■ **What you have to do**
Identify all lines of the data containing the string "React" and copy them.

■ **Source material**
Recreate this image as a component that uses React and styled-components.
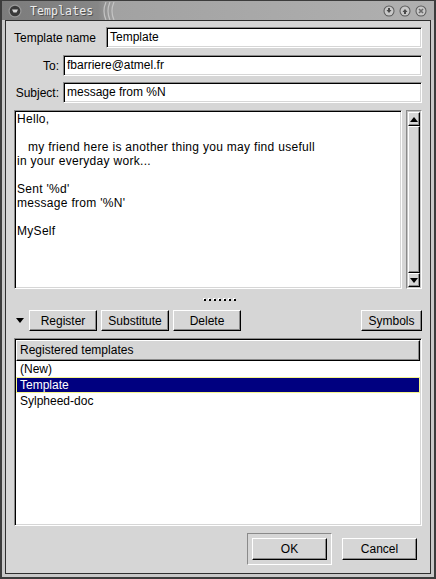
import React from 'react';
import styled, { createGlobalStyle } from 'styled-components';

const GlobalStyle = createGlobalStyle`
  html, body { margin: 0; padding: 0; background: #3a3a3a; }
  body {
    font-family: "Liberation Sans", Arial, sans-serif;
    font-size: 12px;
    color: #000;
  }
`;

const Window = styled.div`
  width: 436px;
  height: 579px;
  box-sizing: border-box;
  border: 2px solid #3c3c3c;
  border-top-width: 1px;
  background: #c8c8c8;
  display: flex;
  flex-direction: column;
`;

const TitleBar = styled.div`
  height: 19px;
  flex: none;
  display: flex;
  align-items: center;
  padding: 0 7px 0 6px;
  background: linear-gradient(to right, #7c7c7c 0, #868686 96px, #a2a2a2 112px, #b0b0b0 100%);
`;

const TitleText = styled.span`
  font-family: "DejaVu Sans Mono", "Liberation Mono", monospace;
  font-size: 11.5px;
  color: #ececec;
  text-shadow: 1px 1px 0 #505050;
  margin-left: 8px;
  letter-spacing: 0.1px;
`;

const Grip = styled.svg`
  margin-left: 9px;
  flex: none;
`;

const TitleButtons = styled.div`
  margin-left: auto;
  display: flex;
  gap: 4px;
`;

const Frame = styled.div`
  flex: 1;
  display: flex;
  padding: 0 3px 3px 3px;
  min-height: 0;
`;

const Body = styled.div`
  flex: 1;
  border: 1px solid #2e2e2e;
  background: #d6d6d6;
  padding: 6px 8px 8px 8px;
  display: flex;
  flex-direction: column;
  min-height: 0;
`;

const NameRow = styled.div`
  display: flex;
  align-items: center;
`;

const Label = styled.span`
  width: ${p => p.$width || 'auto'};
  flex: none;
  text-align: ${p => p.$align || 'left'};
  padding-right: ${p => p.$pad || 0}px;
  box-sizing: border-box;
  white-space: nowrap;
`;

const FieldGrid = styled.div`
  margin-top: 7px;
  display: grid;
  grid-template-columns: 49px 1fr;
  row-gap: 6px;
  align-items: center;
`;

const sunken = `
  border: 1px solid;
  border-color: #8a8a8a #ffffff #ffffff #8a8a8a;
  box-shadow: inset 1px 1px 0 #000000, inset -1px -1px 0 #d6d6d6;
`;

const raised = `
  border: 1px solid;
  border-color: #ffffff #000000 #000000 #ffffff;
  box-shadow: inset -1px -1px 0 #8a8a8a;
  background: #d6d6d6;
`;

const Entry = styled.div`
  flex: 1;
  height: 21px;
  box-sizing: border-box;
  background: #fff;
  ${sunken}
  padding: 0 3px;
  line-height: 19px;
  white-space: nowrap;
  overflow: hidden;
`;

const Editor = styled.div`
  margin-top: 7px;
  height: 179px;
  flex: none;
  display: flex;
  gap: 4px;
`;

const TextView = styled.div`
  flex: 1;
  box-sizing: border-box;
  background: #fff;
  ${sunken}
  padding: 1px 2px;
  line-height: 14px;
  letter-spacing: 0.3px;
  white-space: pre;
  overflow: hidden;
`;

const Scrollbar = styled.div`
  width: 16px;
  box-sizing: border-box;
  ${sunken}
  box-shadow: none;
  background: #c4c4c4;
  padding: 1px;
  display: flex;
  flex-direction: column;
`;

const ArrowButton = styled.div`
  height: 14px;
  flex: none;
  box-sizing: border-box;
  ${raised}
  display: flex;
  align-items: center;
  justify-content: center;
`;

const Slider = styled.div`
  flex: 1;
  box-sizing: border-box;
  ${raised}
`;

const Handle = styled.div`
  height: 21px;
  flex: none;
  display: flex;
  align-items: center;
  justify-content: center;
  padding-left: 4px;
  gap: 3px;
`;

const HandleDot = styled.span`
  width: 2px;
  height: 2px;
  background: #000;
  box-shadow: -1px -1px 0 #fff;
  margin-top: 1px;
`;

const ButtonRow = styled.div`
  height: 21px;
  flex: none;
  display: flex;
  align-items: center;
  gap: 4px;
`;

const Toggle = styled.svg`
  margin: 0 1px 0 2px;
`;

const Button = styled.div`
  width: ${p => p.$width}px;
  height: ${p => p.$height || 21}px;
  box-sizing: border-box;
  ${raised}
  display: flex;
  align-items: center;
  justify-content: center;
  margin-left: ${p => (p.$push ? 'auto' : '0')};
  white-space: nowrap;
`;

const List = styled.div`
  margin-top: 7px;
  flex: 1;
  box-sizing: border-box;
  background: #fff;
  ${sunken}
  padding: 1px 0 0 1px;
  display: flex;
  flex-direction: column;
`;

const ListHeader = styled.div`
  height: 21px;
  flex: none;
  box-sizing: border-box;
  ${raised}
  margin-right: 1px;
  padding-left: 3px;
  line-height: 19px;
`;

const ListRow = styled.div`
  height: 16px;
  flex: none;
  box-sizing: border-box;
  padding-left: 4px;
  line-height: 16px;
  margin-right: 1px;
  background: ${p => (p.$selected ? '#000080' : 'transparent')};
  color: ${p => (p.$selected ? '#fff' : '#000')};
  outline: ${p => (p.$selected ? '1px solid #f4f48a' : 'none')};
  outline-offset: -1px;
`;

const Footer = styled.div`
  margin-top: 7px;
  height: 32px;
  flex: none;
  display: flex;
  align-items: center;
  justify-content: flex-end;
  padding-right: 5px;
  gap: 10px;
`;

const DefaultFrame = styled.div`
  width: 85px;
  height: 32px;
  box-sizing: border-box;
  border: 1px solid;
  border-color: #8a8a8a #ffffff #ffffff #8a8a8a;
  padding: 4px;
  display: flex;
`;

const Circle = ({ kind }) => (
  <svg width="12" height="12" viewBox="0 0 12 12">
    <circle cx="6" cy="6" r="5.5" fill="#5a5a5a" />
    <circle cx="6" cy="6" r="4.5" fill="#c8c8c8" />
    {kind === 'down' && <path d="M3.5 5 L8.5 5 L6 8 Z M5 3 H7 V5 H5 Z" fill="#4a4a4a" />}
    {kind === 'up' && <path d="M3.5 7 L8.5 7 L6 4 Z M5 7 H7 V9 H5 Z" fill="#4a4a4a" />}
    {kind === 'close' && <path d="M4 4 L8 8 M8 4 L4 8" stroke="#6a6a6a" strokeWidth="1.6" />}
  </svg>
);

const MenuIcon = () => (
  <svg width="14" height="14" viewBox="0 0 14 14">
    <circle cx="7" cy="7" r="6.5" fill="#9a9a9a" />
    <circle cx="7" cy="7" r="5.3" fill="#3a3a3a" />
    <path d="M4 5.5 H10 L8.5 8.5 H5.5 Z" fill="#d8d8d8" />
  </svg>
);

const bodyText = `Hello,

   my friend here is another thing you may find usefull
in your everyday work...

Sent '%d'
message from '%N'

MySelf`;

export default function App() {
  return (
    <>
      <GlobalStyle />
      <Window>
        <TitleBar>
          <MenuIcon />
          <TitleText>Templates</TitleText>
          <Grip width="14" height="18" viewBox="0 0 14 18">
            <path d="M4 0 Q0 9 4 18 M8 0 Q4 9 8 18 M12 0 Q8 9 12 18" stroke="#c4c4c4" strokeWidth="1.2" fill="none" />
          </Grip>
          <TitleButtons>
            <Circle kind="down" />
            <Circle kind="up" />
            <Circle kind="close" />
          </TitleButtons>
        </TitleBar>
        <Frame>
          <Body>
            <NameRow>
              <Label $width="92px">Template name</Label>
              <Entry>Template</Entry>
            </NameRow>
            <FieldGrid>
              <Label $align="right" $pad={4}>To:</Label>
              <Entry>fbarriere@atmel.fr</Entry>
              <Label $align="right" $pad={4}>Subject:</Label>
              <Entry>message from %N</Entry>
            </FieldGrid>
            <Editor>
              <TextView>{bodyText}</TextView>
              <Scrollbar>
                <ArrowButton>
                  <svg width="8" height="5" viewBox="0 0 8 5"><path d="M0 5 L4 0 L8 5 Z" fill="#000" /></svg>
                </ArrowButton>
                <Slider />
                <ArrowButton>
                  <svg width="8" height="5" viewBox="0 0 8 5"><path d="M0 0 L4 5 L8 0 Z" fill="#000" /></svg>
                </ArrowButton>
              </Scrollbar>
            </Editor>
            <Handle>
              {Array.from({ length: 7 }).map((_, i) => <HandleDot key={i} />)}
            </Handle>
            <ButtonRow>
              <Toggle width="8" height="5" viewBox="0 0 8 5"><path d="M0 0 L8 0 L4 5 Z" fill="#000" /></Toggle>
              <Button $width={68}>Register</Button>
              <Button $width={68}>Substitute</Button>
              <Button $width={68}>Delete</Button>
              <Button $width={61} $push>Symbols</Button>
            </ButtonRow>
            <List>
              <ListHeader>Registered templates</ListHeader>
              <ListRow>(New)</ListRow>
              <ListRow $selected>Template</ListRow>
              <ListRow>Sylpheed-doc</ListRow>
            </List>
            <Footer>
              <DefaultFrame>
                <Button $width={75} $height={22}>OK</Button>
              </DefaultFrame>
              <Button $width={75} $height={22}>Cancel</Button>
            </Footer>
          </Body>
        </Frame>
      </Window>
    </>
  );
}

■ **Task result**
Recreate this image as a component that uses React and styled-components.
import React from 'react';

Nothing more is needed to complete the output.